* begin Information shown *

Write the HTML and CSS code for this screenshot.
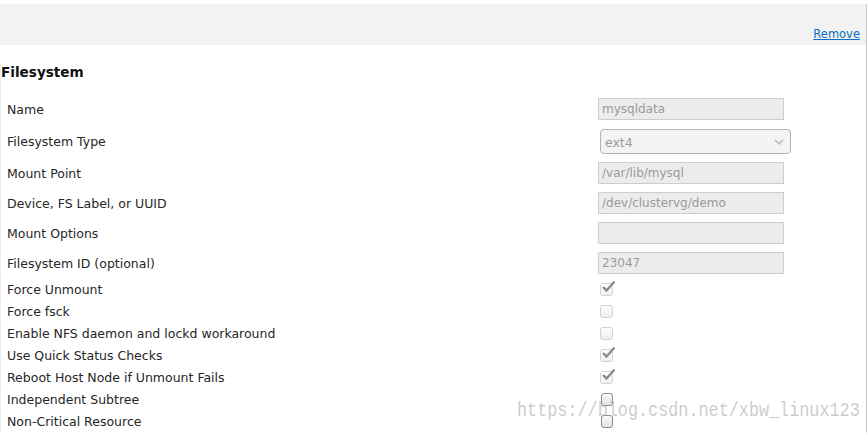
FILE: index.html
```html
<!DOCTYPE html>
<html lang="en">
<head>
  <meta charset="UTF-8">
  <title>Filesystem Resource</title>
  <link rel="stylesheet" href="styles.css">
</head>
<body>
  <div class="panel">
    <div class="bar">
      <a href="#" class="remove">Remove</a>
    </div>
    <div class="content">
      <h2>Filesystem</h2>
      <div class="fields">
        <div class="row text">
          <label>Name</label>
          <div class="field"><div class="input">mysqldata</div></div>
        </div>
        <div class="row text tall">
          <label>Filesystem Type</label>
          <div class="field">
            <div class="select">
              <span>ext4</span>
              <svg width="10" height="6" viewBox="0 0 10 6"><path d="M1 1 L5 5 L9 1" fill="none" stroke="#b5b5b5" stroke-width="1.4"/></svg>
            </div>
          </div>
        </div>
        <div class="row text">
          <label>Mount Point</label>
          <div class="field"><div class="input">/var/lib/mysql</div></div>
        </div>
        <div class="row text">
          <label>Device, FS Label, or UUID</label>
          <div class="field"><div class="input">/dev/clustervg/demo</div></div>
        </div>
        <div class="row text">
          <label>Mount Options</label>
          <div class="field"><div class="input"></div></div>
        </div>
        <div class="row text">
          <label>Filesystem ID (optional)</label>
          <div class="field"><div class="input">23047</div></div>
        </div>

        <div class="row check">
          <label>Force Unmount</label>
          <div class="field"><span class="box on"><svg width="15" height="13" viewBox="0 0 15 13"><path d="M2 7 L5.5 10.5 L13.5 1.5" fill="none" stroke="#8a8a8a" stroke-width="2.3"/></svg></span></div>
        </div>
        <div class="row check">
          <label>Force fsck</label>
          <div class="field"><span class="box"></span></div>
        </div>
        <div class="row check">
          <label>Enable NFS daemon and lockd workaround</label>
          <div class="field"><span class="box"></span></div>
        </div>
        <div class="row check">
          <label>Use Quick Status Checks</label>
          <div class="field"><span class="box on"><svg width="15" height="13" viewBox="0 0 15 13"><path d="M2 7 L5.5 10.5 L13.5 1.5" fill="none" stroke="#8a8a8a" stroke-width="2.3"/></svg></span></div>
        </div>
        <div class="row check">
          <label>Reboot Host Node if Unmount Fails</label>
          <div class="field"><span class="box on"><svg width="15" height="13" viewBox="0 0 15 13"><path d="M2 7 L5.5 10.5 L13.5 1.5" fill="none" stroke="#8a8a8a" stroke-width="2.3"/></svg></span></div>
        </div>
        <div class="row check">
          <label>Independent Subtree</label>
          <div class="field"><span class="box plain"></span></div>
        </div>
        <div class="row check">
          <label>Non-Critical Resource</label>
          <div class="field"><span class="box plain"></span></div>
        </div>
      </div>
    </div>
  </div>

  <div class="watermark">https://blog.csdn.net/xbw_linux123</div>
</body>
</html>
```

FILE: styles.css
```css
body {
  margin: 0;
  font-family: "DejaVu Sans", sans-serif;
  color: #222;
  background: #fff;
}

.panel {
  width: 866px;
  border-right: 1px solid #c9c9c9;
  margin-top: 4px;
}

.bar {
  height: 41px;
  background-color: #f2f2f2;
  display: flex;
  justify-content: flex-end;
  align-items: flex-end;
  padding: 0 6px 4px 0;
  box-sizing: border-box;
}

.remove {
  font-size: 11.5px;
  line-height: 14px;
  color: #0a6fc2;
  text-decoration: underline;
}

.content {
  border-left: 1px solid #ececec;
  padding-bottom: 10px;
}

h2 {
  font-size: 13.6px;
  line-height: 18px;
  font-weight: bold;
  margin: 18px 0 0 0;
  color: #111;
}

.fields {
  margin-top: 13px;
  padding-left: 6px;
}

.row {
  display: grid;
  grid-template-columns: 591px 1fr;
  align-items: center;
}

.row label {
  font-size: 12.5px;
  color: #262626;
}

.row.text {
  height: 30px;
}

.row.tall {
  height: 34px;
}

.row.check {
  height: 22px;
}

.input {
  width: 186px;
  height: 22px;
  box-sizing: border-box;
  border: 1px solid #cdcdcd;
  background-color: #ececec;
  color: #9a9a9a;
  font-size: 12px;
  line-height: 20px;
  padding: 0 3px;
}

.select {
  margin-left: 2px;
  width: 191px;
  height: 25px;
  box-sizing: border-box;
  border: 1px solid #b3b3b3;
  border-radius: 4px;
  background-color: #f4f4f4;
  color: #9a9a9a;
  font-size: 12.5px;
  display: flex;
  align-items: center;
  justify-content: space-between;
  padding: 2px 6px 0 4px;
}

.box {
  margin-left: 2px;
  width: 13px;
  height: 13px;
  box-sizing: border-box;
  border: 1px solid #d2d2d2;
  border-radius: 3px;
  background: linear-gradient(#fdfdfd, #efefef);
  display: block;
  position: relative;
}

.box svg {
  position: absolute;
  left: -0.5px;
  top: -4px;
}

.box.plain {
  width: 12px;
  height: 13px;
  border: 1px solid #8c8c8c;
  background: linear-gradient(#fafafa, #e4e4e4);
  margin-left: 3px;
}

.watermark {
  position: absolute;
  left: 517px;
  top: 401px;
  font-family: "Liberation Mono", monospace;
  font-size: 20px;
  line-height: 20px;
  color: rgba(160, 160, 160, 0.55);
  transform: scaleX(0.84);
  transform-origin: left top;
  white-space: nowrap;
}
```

* end Information shown *

**Brief**
Return the full material word for word. Do not include the pictures.

**Answer to this exercise**
Write the HTML and CSS code for this screenshot.
FILE: index.html
```html
<!DOCTYPE html>
<html lang="en">
<head>
  <meta charset="UTF-8">
  <title>Filesystem Resource</title>
  <link rel="stylesheet" href="styles.css">
</head>
<body>
  <div class="panel">
    <div class="bar">
      <a href="#" class="remove">Remove</a>
    </div>
    <div class="content">
      <h2>Filesystem</h2>
      <div class="fields">
        <div class="row text">
          <label>Name</label>
          <div class="field"><div class="input">mysqldata</div></div>
        </div>
        <div class="row text tall">
          <label>Filesystem Type</label>
          <div class="field">
            <div class="select">
              <span>ext4</span>
              <svg width="10" height="6" viewBox="0 0 10 6"><path d="M1 1 L5 5 L9 1" fill="none" stroke="#b5b5b5" stroke-width="1.4"/></svg>
            </div>
          </div>
        </div>
        <div class="row text">
          <label>Mount Point</label>
          <div class="field"><div class="input">/var/lib/mysql</div></div>
        </div>
        <div class="row text">
          <label>Device, FS Label, or UUID</label>
          <div class="field"><div class="input">/dev/clustervg/demo</div></div>
        </div>
        <div class="row text">
          <label>Mount Options</label>
          <div class="field"><div class="input"></div></div>
        </div>
        <div class="row text">
          <label>Filesystem ID (optional)</label>
          <div class="field"><div class="input">23047</div></div>
        </div>

        <div class="row check">
          <label>Force Unmount</label>
          <div class="field"><span class="box on"><svg width="15" height="13" viewBox="0 0 15 13"><path d="M2 7 L5.5 10.5 L13.5 1.5" fill="none" stroke="#8a8a8a" stroke-width="2.3"/></svg></span></div>
        </div>
        <div class="row check">
          <label>Force fsck</label>
          <div class="field"><span class="box"></span></div>
        </div>
        <div class="row check">
          <label>Enable NFS daemon and lockd workaround</label>
          <div class="field"><span class="box"></span></div>
        </div>
        <div class="row check">
          <label>Use Quick Status Checks</label>
          <div class="field"><span class="box on"><svg width="15" height="13" viewBox="0 0 15 13"><path d="M2 7 L5.5 10.5 L13.5 1.5" fill="none" stroke="#8a8a8a" stroke-width="2.3"/></svg></span></div>
        </div>
        <div class="row check">
          <label>Reboot Host Node if Unmount Fails</label>
          <div class="field"><span class="box on"><svg width="15" height="13" viewBox="0 0 15 13"><path d="M2 7 L5.5 10.5 L13.5 1.5" fill="none" stroke="#8a8a8a" stroke-width="2.3"/></svg></span></div>
        </div>
        <div class="row check">
          <label>Independent Subtree</label>
          <div class="field"><span class="box plain"></span></div>
        </div>
        <div class="row check">
          <label>Non-Critical Resource</label>
          <div class="field"><span class="box plain"></span></div>
        </div>
      </div>
    </div>
  </div>

  <div class="watermark">https://blog.csdn.net/xbw_linux123</div>
</body>
</html>
```

FILE: styles.css
```css
body {
  margin: 0;
  font-family: "DejaVu Sans", sans-serif;
  color: #222;
  background: #fff;
}

.panel {
  width: 866px;
  border-right: 1px solid #c9c9c9;
  margin-top: 4px;
}

.bar {
  height: 41px;
  background-color: #f2f2f2;
  display: flex;
  justify-content: flex-end;
  align-items: flex-end;
  padding: 0 6px 4px 0;
  box-sizing: border-box;
}

.remove {
  font-size: 11.5px;
  line-height: 14px;
  color: #0a6fc2;
  text-decoration: underline;
}

.content {
  border-left: 1px solid #ececec;
  padding-bottom: 10px;
}

h2 {
  font-size: 13.6px;
  line-height: 18px;
  font-weight: bold;
  margin: 18px 0 0 0;
  color: #111;
}

.fields {
  margin-top: 13px;
  padding-left: 6px;
}

.row {
  display: grid;
  grid-template-columns: 591px 1fr;
  align-items: center;
}

.row label {
  font-size: 12.5px;
  color: #262626;
}

.row.text {
  height: 30px;
}

.row.tall {
  height: 34px;
}

.row.check {
  height: 22px;
}

.input {
  width: 186px;
  height: 22px;
  box-sizing: border-box;
  border: 1px solid #cdcdcd;
  background-color: #ececec;
  color: #9a9a9a;
  font-size: 12px;
  line-height: 20px;
  padding: 0 3px;
}

.select {
  margin-left: 2px;
  width: 191px;
  height: 25px;
  box-sizing: border-box;
  border: 1px solid #b3b3b3;
  border-radius: 4px;
  background-color: #f4f4f4;
  color: #9a9a9a;
  font-size: 12.5px;
  display: flex;
  align-items: center;
  justify-content: space-between;
  padding: 2px 6px 0 4px;
}

.box {
  margin-left: 2px;
  width: 13px;
  height: 13px;
  box-sizing: border-box;
  border: 1px solid #d2d2d2;
  border-radius: 3px;
  background: linear-gradient(#fdfdfd, #efefef);
  display: block;
  position: relative;
}

.box svg {
  position: absolute;
  left: -0.5px;
  top: -4px;
}

.box.plain {
  width: 12px;
  height: 13px;
  border: 1px solid #8c8c8c;
  background: linear-gradient(#fafafa, #e4e4e4);
  margin-left: 3px;
}

.watermark {
  position: absolute;
  left: 517px;
  top: 401px;
  font-family: "Liberation Mono", monospace;
  font-size: 20px;
  line-height: 20px;
  color: rgba(160, 160, 160, 0.55);
  transform: scaleX(0.84);
  transform-origin: left top;
  white-space: nowrap;
}
```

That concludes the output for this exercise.